§ The problem
Tally the lines below that contain "components". The number is the whole answer.

— Start Dataset extract —

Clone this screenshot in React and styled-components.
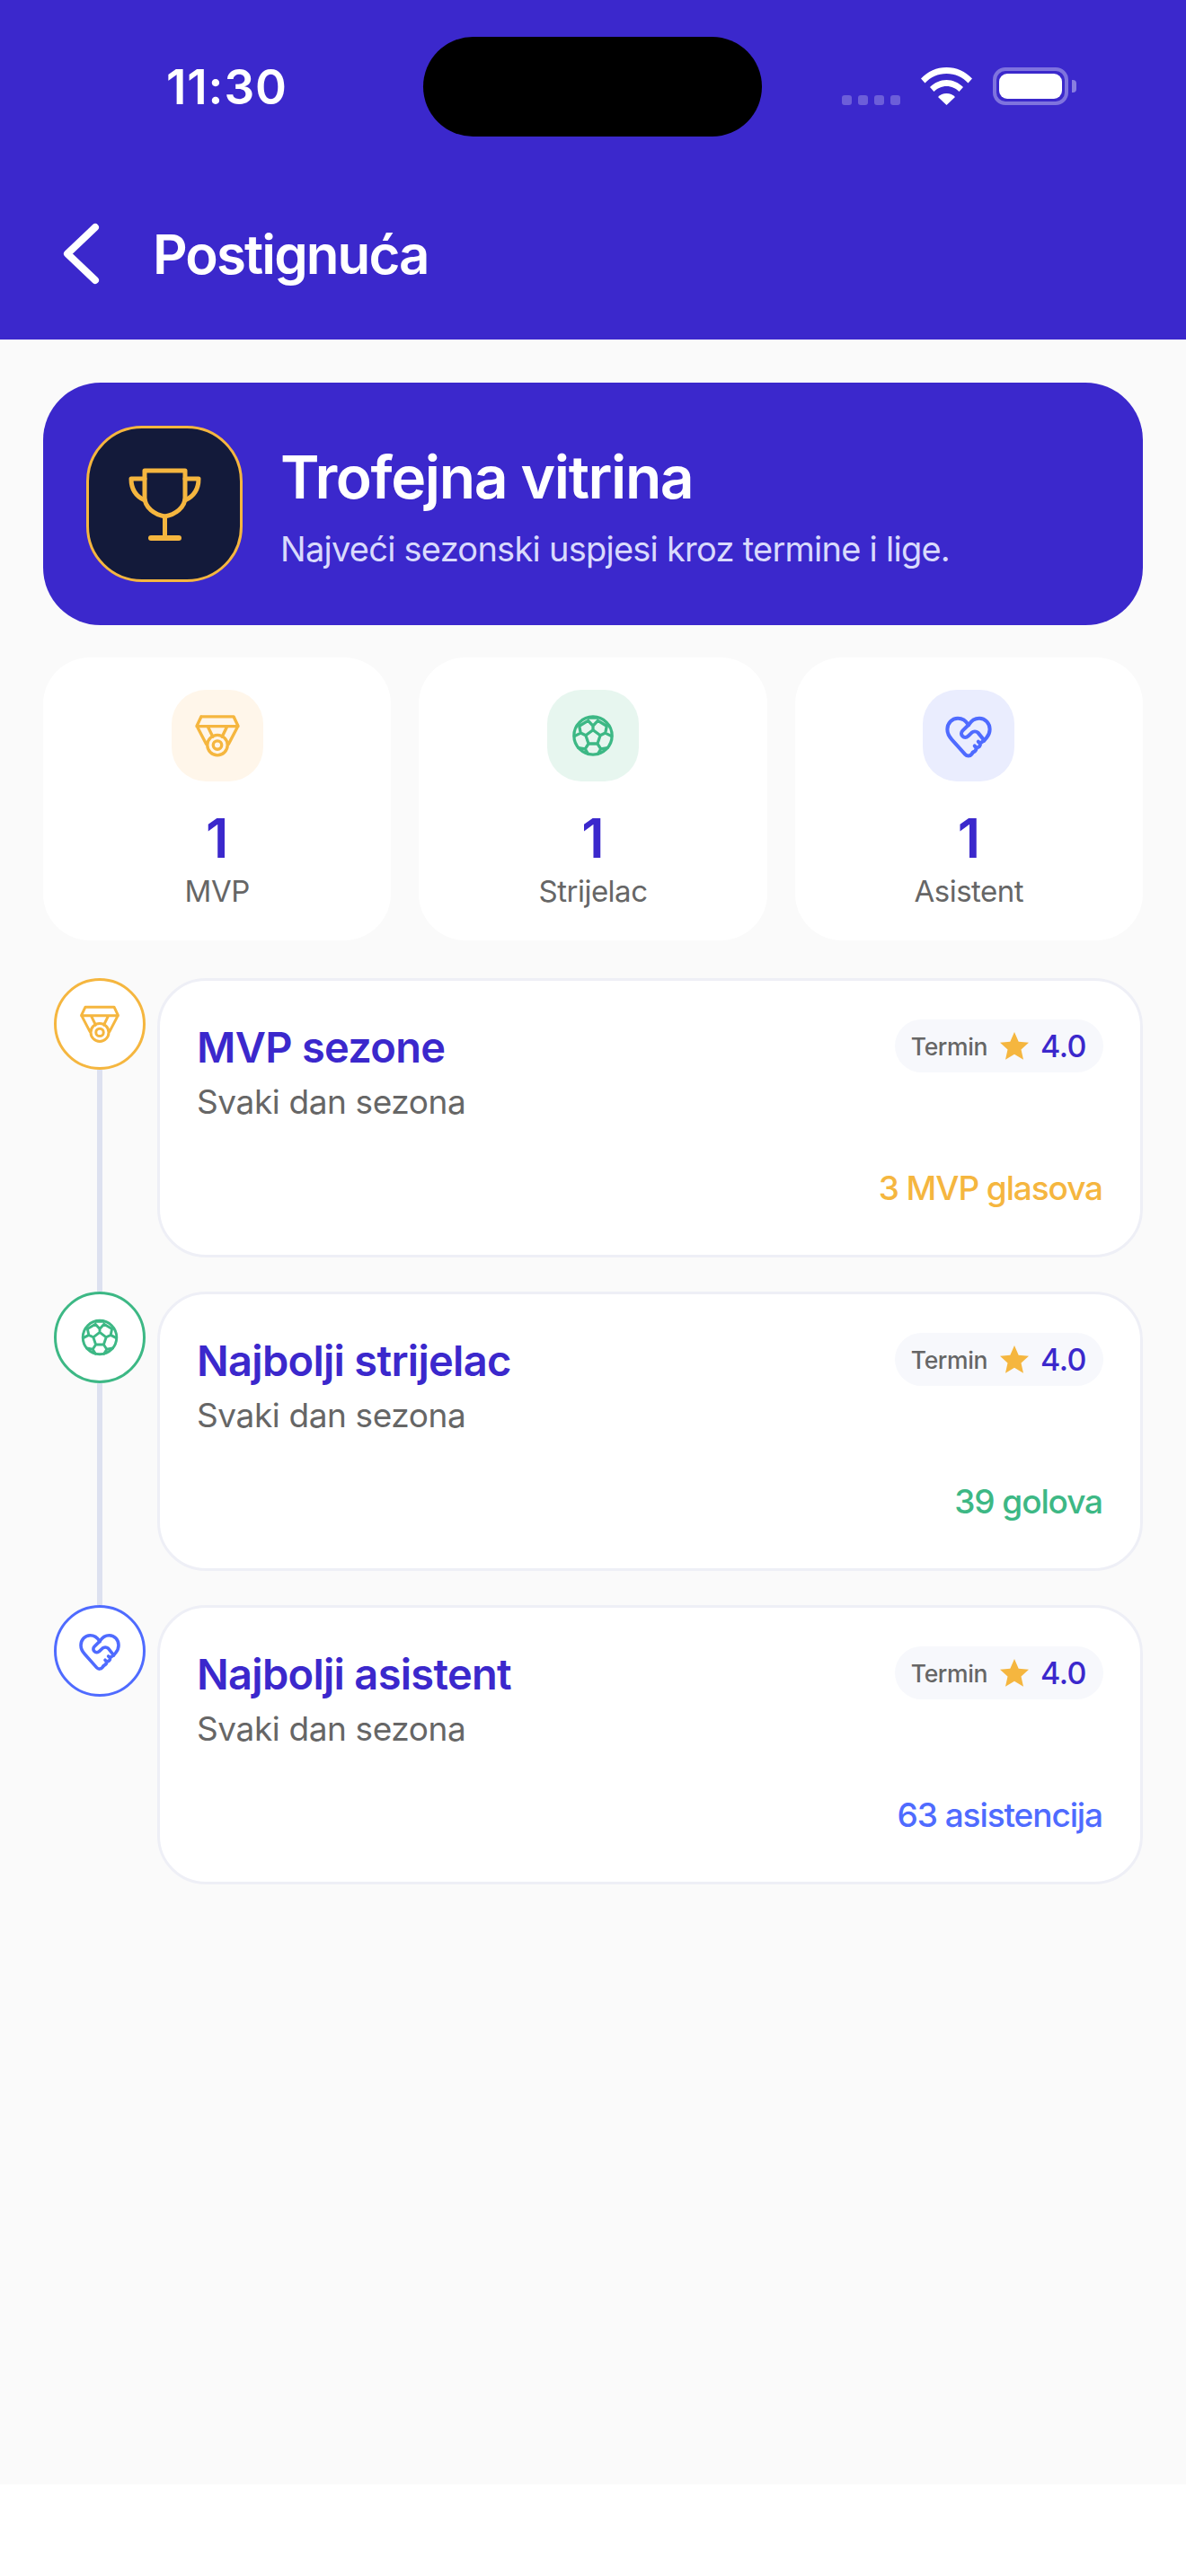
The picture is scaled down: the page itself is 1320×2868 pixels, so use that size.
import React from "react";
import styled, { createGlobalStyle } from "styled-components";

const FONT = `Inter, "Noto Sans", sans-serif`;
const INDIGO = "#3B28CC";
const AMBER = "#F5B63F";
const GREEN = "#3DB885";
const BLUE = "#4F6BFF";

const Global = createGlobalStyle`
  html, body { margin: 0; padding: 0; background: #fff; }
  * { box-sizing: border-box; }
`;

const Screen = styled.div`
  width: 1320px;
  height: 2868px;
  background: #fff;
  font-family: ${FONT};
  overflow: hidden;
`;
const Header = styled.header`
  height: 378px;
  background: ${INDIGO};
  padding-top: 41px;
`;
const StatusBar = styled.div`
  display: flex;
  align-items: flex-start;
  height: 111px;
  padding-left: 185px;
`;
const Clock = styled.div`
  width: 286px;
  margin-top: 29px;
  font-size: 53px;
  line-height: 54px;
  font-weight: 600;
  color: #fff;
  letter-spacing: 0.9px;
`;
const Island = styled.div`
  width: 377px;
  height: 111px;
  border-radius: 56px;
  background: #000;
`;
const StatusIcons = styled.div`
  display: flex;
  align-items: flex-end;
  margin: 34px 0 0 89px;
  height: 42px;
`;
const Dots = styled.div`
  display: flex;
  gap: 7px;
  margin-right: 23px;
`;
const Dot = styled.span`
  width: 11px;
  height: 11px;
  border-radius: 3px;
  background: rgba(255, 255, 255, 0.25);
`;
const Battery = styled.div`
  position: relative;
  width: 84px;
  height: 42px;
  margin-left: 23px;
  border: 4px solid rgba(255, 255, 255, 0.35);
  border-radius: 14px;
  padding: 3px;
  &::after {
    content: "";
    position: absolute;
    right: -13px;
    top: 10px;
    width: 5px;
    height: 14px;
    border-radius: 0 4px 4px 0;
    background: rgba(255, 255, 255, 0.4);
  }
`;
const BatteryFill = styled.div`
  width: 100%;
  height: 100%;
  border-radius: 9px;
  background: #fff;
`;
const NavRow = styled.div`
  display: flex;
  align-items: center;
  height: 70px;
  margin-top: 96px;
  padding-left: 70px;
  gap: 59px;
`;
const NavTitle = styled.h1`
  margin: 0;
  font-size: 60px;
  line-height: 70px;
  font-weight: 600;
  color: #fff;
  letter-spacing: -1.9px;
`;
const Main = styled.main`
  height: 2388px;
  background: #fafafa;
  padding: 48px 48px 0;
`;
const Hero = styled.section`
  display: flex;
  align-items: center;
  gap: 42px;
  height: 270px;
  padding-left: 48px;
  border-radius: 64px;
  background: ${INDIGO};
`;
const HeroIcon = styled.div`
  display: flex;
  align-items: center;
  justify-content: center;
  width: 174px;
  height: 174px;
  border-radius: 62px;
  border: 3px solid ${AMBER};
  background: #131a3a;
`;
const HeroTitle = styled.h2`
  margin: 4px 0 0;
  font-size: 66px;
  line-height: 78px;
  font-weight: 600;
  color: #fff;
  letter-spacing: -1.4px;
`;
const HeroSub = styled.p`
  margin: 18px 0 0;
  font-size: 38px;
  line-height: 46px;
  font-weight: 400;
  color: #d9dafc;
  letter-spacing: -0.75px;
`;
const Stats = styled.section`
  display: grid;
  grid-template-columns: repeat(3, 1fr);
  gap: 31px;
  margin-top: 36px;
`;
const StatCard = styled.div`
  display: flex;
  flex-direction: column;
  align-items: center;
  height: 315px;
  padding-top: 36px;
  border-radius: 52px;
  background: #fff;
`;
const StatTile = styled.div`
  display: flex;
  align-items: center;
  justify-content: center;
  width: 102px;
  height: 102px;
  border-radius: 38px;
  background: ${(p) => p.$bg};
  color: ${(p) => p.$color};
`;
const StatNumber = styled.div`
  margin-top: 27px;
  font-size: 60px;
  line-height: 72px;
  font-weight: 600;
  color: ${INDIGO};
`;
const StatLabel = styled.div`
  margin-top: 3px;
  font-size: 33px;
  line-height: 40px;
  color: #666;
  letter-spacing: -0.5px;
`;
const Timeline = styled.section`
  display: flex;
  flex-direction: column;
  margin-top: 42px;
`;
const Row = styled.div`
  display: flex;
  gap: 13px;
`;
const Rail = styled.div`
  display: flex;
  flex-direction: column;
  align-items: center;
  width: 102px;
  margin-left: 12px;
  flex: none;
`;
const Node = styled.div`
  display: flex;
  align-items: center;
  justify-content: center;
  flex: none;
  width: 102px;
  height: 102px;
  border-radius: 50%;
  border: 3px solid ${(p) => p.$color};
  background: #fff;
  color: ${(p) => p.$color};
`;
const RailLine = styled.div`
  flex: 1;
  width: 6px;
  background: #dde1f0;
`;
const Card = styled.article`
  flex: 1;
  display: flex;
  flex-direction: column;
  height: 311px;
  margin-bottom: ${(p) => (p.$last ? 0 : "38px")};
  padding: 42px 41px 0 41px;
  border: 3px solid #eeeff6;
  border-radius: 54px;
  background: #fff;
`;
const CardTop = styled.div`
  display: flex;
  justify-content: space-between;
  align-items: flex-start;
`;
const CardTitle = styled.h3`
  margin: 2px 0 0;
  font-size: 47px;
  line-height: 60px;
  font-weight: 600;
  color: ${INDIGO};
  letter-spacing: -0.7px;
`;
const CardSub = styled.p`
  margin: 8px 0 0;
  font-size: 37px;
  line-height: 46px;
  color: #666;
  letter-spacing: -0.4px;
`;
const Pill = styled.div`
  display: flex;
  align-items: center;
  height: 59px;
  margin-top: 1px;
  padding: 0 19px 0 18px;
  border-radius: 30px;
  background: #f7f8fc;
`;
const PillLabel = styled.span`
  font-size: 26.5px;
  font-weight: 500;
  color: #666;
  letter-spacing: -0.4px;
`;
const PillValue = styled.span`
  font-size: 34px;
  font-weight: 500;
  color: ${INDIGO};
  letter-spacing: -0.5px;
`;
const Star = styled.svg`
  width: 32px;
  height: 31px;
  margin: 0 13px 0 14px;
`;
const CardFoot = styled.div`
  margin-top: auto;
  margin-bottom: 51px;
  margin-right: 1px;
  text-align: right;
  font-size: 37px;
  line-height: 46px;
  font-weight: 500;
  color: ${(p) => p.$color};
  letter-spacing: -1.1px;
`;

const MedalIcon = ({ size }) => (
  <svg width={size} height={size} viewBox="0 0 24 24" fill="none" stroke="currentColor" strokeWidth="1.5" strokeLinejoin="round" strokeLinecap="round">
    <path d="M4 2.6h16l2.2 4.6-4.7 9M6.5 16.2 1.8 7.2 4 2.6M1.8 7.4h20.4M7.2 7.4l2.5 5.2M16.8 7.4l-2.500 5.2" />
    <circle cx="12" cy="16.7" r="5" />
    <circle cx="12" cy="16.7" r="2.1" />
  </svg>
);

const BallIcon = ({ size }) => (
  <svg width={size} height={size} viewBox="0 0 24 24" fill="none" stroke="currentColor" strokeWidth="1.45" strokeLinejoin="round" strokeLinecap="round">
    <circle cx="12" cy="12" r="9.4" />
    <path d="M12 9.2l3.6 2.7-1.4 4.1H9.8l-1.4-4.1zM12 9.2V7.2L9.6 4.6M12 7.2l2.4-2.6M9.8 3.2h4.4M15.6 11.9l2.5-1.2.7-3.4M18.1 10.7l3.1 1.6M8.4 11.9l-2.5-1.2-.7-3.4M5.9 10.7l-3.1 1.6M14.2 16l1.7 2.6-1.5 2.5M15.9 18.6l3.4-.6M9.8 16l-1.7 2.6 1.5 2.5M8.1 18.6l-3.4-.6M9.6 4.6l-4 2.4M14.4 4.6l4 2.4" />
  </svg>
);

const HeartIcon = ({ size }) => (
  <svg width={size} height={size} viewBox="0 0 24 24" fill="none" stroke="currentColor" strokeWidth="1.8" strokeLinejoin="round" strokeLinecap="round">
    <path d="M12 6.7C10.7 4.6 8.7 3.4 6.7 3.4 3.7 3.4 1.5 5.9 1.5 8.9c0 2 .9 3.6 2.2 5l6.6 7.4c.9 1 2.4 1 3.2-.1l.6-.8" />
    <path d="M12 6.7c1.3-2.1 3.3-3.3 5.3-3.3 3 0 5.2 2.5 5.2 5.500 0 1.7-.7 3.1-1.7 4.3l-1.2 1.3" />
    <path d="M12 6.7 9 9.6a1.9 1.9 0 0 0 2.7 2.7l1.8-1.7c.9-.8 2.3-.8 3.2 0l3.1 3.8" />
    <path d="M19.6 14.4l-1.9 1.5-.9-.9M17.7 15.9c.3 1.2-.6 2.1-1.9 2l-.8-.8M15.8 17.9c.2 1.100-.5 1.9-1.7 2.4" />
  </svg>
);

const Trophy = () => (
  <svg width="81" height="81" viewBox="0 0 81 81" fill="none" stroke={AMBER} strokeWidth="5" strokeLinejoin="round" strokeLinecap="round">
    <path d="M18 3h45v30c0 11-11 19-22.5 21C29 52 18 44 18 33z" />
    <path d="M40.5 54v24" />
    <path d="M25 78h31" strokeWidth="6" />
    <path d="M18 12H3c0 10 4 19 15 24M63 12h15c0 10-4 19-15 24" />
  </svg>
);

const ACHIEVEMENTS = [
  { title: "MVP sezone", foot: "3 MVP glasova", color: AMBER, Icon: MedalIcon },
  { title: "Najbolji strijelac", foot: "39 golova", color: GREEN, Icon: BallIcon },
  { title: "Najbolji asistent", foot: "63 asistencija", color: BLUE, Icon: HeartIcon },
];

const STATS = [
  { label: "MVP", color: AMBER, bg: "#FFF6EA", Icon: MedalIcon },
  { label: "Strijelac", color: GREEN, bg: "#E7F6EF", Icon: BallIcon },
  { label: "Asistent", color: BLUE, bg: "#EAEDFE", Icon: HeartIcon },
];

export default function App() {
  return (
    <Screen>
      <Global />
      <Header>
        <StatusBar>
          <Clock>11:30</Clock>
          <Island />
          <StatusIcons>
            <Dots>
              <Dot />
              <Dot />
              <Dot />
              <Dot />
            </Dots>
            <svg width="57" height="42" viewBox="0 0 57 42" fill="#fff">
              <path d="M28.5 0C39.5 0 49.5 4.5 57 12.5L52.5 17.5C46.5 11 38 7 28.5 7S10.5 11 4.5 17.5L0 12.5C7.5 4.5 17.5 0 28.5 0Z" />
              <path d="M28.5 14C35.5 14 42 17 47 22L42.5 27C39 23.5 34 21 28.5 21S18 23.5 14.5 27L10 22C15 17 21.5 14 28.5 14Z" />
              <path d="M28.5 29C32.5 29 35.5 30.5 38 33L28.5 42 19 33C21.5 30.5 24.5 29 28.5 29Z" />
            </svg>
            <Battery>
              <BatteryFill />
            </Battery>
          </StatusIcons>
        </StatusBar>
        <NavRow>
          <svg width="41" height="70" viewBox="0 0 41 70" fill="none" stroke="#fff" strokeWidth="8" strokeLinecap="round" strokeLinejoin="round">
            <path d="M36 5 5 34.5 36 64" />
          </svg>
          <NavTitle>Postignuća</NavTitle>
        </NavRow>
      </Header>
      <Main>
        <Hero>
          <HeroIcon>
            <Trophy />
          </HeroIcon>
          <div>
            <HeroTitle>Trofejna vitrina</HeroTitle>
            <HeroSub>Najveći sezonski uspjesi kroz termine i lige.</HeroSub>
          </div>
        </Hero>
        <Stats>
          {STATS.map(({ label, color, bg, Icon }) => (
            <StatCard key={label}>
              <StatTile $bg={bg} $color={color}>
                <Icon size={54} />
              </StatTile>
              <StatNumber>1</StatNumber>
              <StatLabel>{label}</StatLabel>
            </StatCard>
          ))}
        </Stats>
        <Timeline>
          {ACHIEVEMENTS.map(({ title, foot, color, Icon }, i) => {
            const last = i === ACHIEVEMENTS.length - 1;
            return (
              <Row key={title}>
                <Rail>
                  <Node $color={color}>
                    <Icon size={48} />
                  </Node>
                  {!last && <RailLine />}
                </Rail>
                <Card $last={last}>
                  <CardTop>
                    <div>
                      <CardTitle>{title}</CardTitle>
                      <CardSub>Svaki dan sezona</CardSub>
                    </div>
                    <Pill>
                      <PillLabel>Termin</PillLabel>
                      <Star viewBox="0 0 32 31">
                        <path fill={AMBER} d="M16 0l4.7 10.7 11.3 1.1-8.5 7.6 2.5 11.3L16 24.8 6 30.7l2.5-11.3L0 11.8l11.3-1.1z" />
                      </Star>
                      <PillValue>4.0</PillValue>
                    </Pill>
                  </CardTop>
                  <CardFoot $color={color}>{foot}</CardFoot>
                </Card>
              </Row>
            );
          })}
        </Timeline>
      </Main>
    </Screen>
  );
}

— End Dataset extract —

§ Result of the exercise
2